How to compress a PDF online

  1. Open the Compress PDF tool on PDFora in any modern browser, on desktop or mobile.
  2. Drag your PDF onto the drop zone, or click to browse and select it from your device.
  3. Choose a compression level: Low for best quality, Recommended for a balance, or Strong for the smallest possible file.
  4. Click Compress and wait a few seconds while your browser re-renders the pages locally.
  5. Check the results panel, which shows the original size, the new size, and the percentage saved.
  6. Download the compressed PDF. If it is still too large, run it again with the Strong setting.

When to use this tool

  • Shrinking a scanned rental agreement from 25 MB to under 2 MB so a visa or government portal will accept the upload.
  • Getting a design portfolio under the 10 MB attachment limit that Gmail and Outlook enforce.
  • Reducing a phone-scanned stack of receipts before submitting an expense report through a company system with strict file limits.
  • Compressing lecture notes and slide handouts so they download quickly for students on slow mobile connections.
  • Cutting down a product catalog before publishing it on a website, so the page loads fast and does not burn visitors' data.
  • Making a signed contract small enough to send over WhatsApp without the app refusing the file.

Tips for the best results

  • Scanned PDFs shrink the most. Because the tool re-renders each page, a heavy 300-DPI scan can lose 70 to 90 percent of its size, while an already lean text PDF may only drop a little.
  • Start with Recommended. Only move to Strong if the result is still over your size limit, and check a page with small print before sending it anywhere official.
  • Keep the original file. Compression is one-way, so store the full-quality copy and share the compressed one.
  • If you only need a few pages from a big document, split it first, then compress. Fewer pages means a smaller file before compression even starts.
  • Compressing on a laptop is usually faster than on a phone for documents over 50 pages, since the work runs on your own hardware.
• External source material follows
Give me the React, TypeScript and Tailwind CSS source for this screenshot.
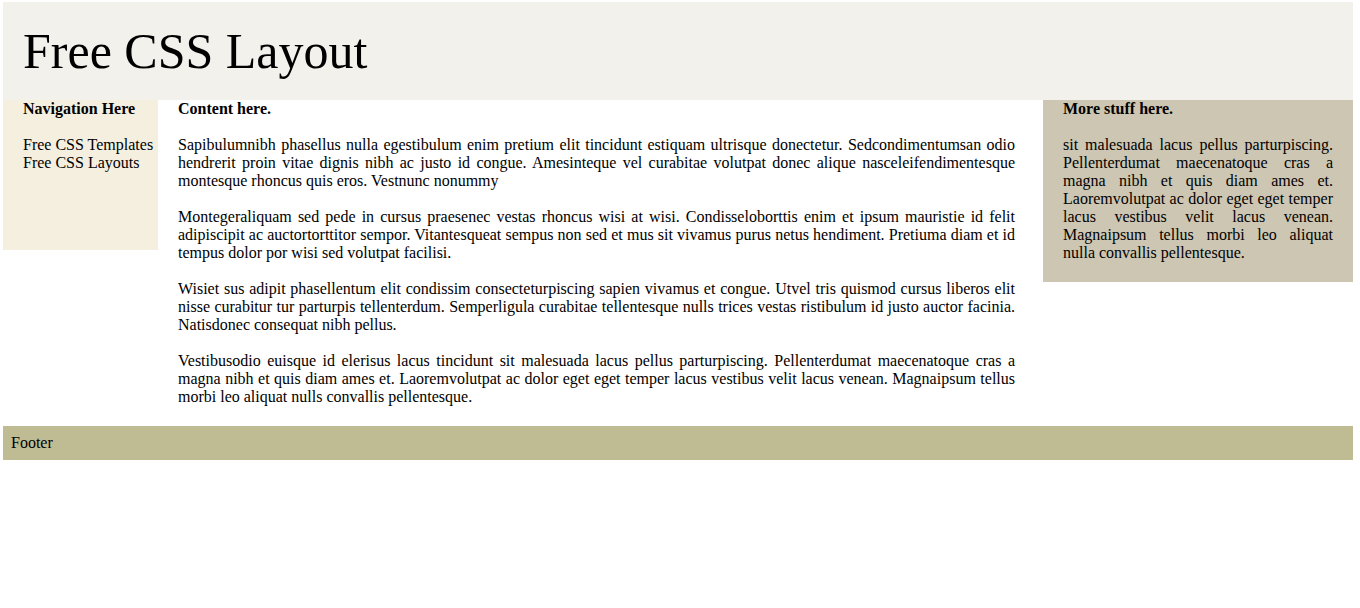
import React from 'react';

const serif = "font-['Liberation_Serif','Times_New_Roman',serif]";

const paragraphs = [
  'Sapibulumnibh phasellus nulla egestibulum enim pretium elit tincidunt estiquam ultrisque donectetur. Sedcondimentumsan odio hendrerit proin vitae dignis nibh ac justo id congue. Amesinteque vel curabitae volutpat donec alique nasceleifendimentesque montesque rhoncus quis eros. Vestnunc nonummy',
  'Montegeraliquam sed pede in cursus praesenec vestas rhoncus wisi at wisi. Condisseloborttis enim et ipsum mauristie id felit adipiscipit ac auctortorttitor sempor. Vitantesqueat sempus non sed et mus sit vivamus purus netus hendiment. Pretiuma diam et id tempus dolor por wisi sed volutpat facilisi.',
  'Wisiet sus adipit phasellentum elit condissim consecteturpiscing sapien vivamus et congue. Utvel tris quismod cursus liberos elit nisse curabitur tur parturpis tellenterdum. Semperligula curabitae tellentesque nulls trices vestas ristibulum id justo auctor facinia. Natisdonec consequat nibh pellus.',
  'Vestibusodio euisque id elerisus lacus tincidunt sit malesuada lacus pellus parturpiscing. Pellenterdumat maecenatoque cras a magna nibh et quis diam ames et. Laoremvolutpat ac dolor eget eget temper lacus vestibus velit lacus venean. Magnaipsum tellus morbi leo aliquat nulls convallis pellentesque.',
];

const App: React.FC = () => {
  return (
    <div className={`${serif} text-[16px] leading-[18px] text-black bg-white min-h-[608px] pt-[2px] pl-[3px]`}>
      <div className="w-[1350px]">
        {/* Header */}
        <header className="bg-[#f2f1ec] h-[98px] pl-[20px] pt-[21px]">
          <h1 className="text-[50px] leading-[56px]">Free CSS Layout</h1>
        </header>

        <div className="flex items-start">
          {/* Navigation */}
          <nav className="w-[155px] h-[150px] shrink-0 bg-[#f5efe0] pl-[20px]">
            <p className="font-bold">Navigation Here</p>
            <ul className="mt-[18px]">
              <li>Free CSS Templates</li>
              <li>Free CSS Layouts</li>
            </ul>
          </nav>

          {/* Content */}
          <main className="flex-1 pl-[20px] pr-[28px]">
            <p className="font-bold">Content here.</p>
            {paragraphs.map((text, i) => (
              <p key={i} className="mt-[18px] text-justify">{text}</p>
            ))}
          </main>

          {/* Extra */}
          <aside className="w-[310px] shrink-0 bg-[#cdc6b2] px-[20px] pb-[20px]">
            <p className="font-bold">More stuff here.</p>
            <p className="mt-[18px] text-justify">
              sit malesuada lacus pellus parturpiscing. Pellenterdumat maecenatoque cras a magna nibh et quis diam ames et. Laoremvolutpat ac dolor eget eget temper lacus vestibus velit lacus venean. Magnaipsum tellus morbi leo aliquat nulla convallis pellentesque.
            </p>
          </aside>
        </div>

        {/* Footer */}
        <footer className="mt-[20px] bg-[#bfbc93] px-[8px] py-[8px]">Footer</footer>
      </div>
    </div>
  );
};

export default App;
Frequently asked questions

Is it really free to compress a PDF here?

Yes. There is no payment step, no signup, no watermark on the output, and no daily file limit. The tool runs in your browser, so there are no server costs to pass on to you.

Will compressing my PDF reduce the quality?
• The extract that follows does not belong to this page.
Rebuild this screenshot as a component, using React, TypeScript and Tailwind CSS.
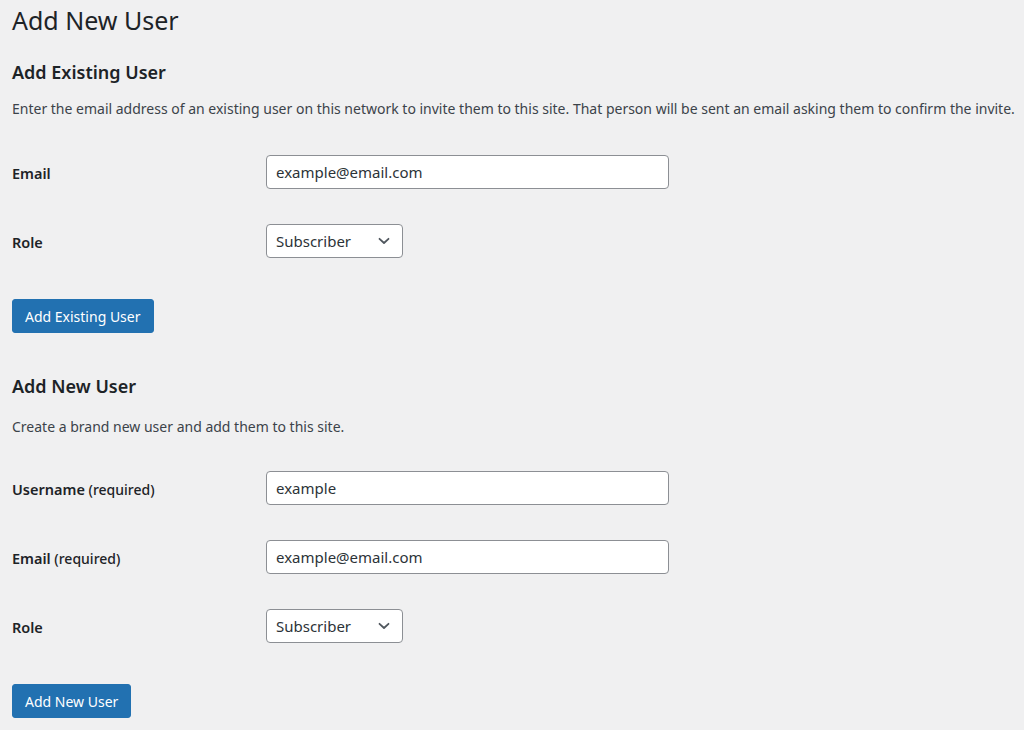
import React from "react";

const font = { fontFamily: '"Noto Sans", "Open Sans", Arial, sans-serif' };

function Chevron() {
  return (
    <svg width="12" height="8" viewBox="0 0 12 8" className="absolute right-[12px] top-1/2 -translate-y-1/2">
      <path d="M1.5 1.8 L6 6 L10.5 1.8" fill="none" stroke="#50575e" strokeWidth="1.8" strokeLinecap="round" strokeLinejoin="round" />
    </svg>
  );
}

function TextRow({ label, extra, value, mt }: { label: string; extra?: string; value: string; mt: string }) {
  return (
    <div className={`flex items-center h-[34px] ${mt}`}>
      <div className="w-[254px] shrink-0 pt-[3px] text-[14.5px] font-semibold text-[#1d2327]">
        {label}
        {extra && <span className="font-medium text-[14px] text-[#1d2327]"> {extra}</span>}
      </div>
      <input
        readOnly
        value={value}
        className="w-[403px] h-[34px] rounded-[4px] border border-[#8c8f94] bg-white px-[9px] text-[15px] text-[#2c3338] outline-none"
        style={font}
      />
    </div>
  );
}

function RoleRow({ mt }: { mt: string }) {
  return (
    <div className={`flex items-center h-[34px] ${mt}`}>
      <div className="w-[254px] shrink-0 pt-[3px] text-[14.5px] font-semibold text-[#1d2327]">Role</div>
      <div className="relative w-[137px] h-[34px] rounded-[4px] border border-[#8c8f94] bg-white flex items-center pl-[9px] text-[15px] text-[#2c3338]">
        Subscriber
        <Chevron />
      </div>
    </div>
  );
}

function Button({ children, mt }: { children: React.ReactNode; mt: string }) {
  return (
    <div className={mt}>
      <button className="h-[34px] rounded-[3px] bg-[#2271b1] border border-[#2271b1] px-[12px] text-[14px] text-white" style={font}>
        {children}
      </button>
    </div>
  );
}

export default function App() {
  return (
    <div className="min-h-[730px] w-full bg-[#f0f0f1] px-[12px] overflow-hidden" style={font}>
      <h1 className="mt-[5px] h-[30px] leading-[30px] text-[25px] font-normal text-[#1d2327]">Add New User</h1>
      <h2 className="mt-[25px] h-[24px] leading-[24px] text-[18px] font-semibold text-[#1d2327]">Add Existing User</h2>
      <p className="mt-[15px] h-[20px] leading-[20px] text-[14px] text-[#3c434a] whitespace-nowrap">
        Enter the email address of an existing user on this network to invite them to this site. That person will be sent an email asking them to confirm the invite.
      </p>
      <TextRow label="Email" value="example@email.com" mt="mt-[36px]" />
      <RoleRow mt="mt-[35px]" />
      <Button mt="mt-[41px]">Add Existing User</Button>
      <h2 className="mt-[41px] h-[24px] leading-[24px] text-[18px] font-semibold text-[#1d2327]">Add New User</h2>
      <p className="mt-[19px] h-[20px] leading-[20px] text-[14px] text-[#3c434a] whitespace-nowrap">
        Create a brand new user and add them to this site.
      </p>
      <TextRow label="Username" extra="(required)" value="example" mt="mt-[34px]" />
      <TextRow label="Email" extra="(required)" value="example@email.com" mt="mt-[35px]" />
      <RoleRow mt="mt-[35px]" />
      <Button mt="mt-[41px]">Add New User</Button>
    </div>
  );
}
Some quality loss is the point of compression, but how much depends on the level you pick. Low is close to indistinguishable from the original, Recommended looks clean for reading and printing, and Strong trades visible sharpness for the smallest file.
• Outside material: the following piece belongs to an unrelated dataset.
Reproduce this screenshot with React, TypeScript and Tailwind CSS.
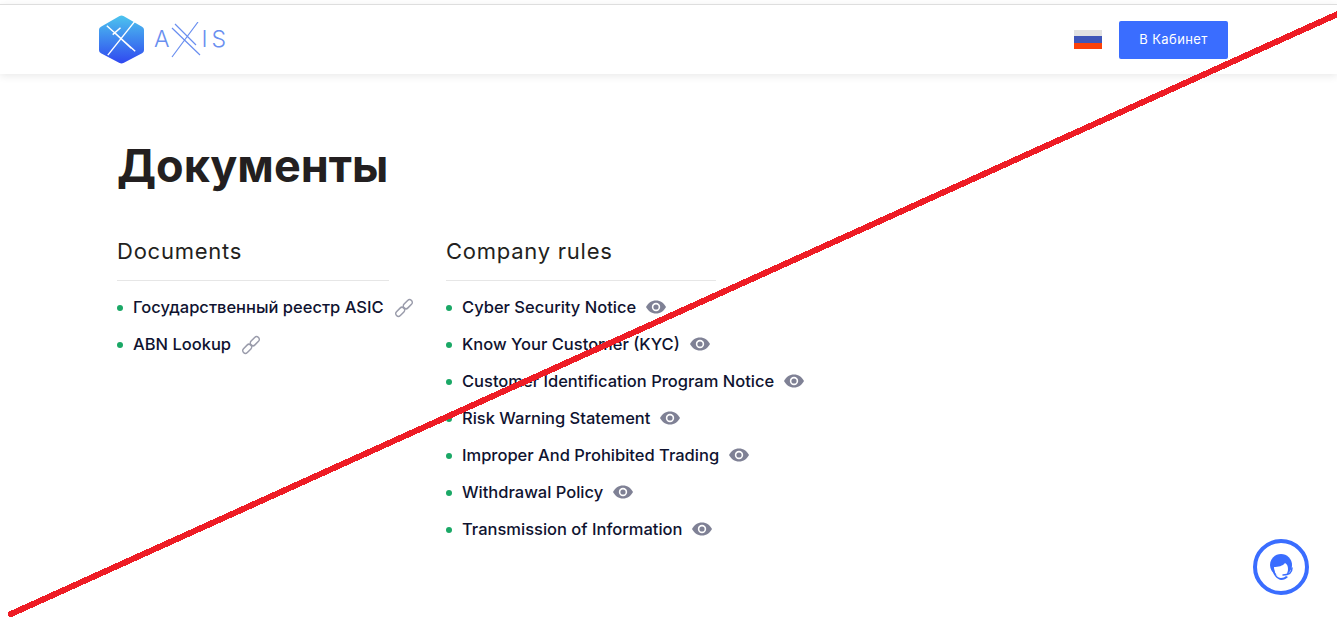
import React from "react";

const documents = ["Государственный реестр ASIC", "ABN Lookup"];
const rules = [
  "Cyber Security Notice",
  "Know Your Customer (KYC)",
  "Customer Identification Program Notice",
  "Risk Warning Statement",
  "Improper And Prohibited Trading",
  "Withdrawal Policy",
  "Transmission of Information",
];

const LinkIcon = () => (
  <svg width="20" height="20" viewBox="0 0 20 20" fill="none" stroke="#9a9cab" strokeWidth="1.5" className="ml-[10px] shrink-0">
    <rect x="-5.2" y="-2.7" width="10.4" height="5.4" rx="2.7" transform="translate(6.2 13.8) rotate(-45)" />
    <rect x="-5.2" y="-2.7" width="10.4" height="5.4" rx="2.7" transform="translate(13.8 6.2) rotate(-45)" />
  </svg>
);

const EyeIcon = () => (
  <svg width="20" height="14" viewBox="0 0 20 14" className="ml-[10px] mb-[1px] shrink-0">
    <path fill="#7f8195" d="M10 0.5C5.5 0.5 1.9 3.2 0 7c1.9 3.8 5.5 6.5 10 6.5s8.1-2.7 10-6.5C18.1 3.2 14.500 0.500 10 0.500z" />
    <circle cx="10" cy="7" r="4.2" fill="#fff" />
    <circle cx="10" cy="7" r="2.6" fill="#7f8195" />
  </svg>
);

const Column = ({ title, items, icon, width }: { title: string; items: string[]; icon: React.ReactNode; width: string }) => (
  <div className={width}>
    <h2 className="text-[22px] leading-[30px] font-normal text-[#231f20] tracking-[0.75px] pb-[14px] border-b border-[#e6e6e6] w-full whitespace-nowrap">{title}</h2>
    <ul className="mt-[8px]">
      {items.map((item) => (
        <li key={item} className="flex items-center h-[37px] whitespace-nowrap text-[16.500px] font-medium text-[#0f1330]">
          <span className="w-[6px] h-[6px] rounded-full bg-[#1aa866] mr-[10px] shrink-0" />
          {item}
          {icon}
        </li>
      ))}
    </ul>
  </div>
);

export default function App() {
  return (
    <div className="relative h-[625px] overflow-hidden bg-white font-['Inter',sans-serif]">
      <header className="mt-[4px] h-[70px] border-t border-[#dedede] bg-white shadow-[0_2px_8px_rgba(0,0,0,0.09)] flex items-center justify-between pl-[99px] pr-[109px] absolute inset-x-0 top-0">
        <div className="flex items-center">
          <svg width="45" height="49" viewBox="0 0 46 50">
            <defs>
              <linearGradient id="hex" x1="0" y1="0" x2="0" y2="1">
                <stop offset="0" stopColor="#4cc4ee" />
                <stop offset="1" stopColor="#3048f0" />
              </linearGradient>
            </defs>
            <path fill="url(#hex)" d="M23 0.500 Q24 0.500 25 1 L44 12 Q46 13 46 15 L46 36 Q46 38 44 39 L25 49 Q23 50 21 49 L2 39 Q0 38 0 36 L0 15 Q0 13 2 12 L21 1 Q22 0.500 23 0.500z" />
            <path stroke="#fff" strokeWidth="1.500" fill="none" d="M8 11 L37 37 M14 20 L22 13 M37 6 L9 41 M17 19 L33 34" />
          </svg>
          <div className="flex items-center ml-[10px] text-[#6a8ff0] text-[23px] font-light">
            <span>A</span>
            <svg width="30" height="36" viewBox="0 0 30 36" className="ml-[1px]">
              <path stroke="#6a8ff0" strokeWidth="1.200" fill="none" d="M1 6 L29 33 M4 2 L25 23 M27 0 L1 35" />
            </svg>
            <span className="ml-[1px]">I</span>
            <span className="ml-[4px]">S</span>
          </div>
        </div>
        <div className="flex items-center">
          <div className="w-[28px] h-[19px] flex flex-col mr-[17px]">
            <div className="h-[6px] bg-[#e2e2e2]" />
            <div className="h-[7px] bg-[#3f56b8]" />
            <div className="h-[6px] bg-[#fb4109]" />
          </div>
          <button className="w-[109px] h-[38px] rounded-[2px] bg-[#3a6dff] text-white text-[13px] font-normal tracking-[0.4px]">В Кабинет</button>
        </div>
      </header>

      <main className="pl-[117px] pt-[136px]">
        <h1 className="text-[45px] leading-[60px] font-bold text-[#231f20]">Документы</h1>
        <div className="flex gap-[57px] mt-[40px]">
          <Column title="Documents" items={documents} icon={<LinkIcon />} width="w-[272px]" />
          <Column title="Company rules" items={rules} icon={<EyeIcon />} width="w-[270px]" />
        </div>
      </main>

      <div className="absolute left-[1253px] top-[539px] w-[56px] h-[56px] rounded-full border-[4px] border-[#3a6dff] flex items-center justify-center">
        <svg width="28" height="28" viewBox="0 0 28 28">
          <circle cx="14" cy="12" r="11" fill="#3a6dff" />
          <path fill="#fff" d="M7 14c4 0 9-1 11-4 2 1 3 3 3 6 0 5-3 8-7 8s-7-4-7-10z" />
          <path fill="#3a6dff" d="M5 16c1 5 4 10 9 11 3 0 5-1 7-3l-2-1c-1 1-3 2-5 2-4 0-6-4-7-9z" />
          <path stroke="#3a6dff" strokeWidth="1.500" fill="none" strokeLinecap="round" d="M25 15c0 4-3 7-9 7" />
        </svg>
      </div>

      <svg className="absolute inset-0 pointer-events-none" width="1337" height="625" shapeRendering="crispEdges">
        <line x1="11" y1="614" x2="1340" y2="13" stroke="#ee1c25" strokeWidth="6" strokeLinecap="round" />
      </svg>
    </div>
  );
}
Can I still select and copy text after compressing?

No, and this is the honest tradeoff. The tool re-renders every page as an image to achieve deep size reduction, so selectable text becomes part of the page image. If you need the text to stay selectable, keep the original alongside the compressed copy.

How much smaller will my file get?

It varies with the content. Scanned documents and image-heavy files often shrink by 60 to 90 percent, while PDFs that are mostly plain text see smaller gains. The results screen shows your exact percentage saved before you download.

Is my document uploaded to your servers?

No. The entire compression runs inside your browser using your device's own processor. The file never leaves your computer or phone, which makes the tool safe for confidential contracts, ID scans, and financial paperwork.

Is there a maximum file size?

There is no hard limit set by us, since your own device does the work. Very large files, say several hundred megabytes, depend on your available memory. Most PDFs up to 100 MB compress without trouble on an average laptop.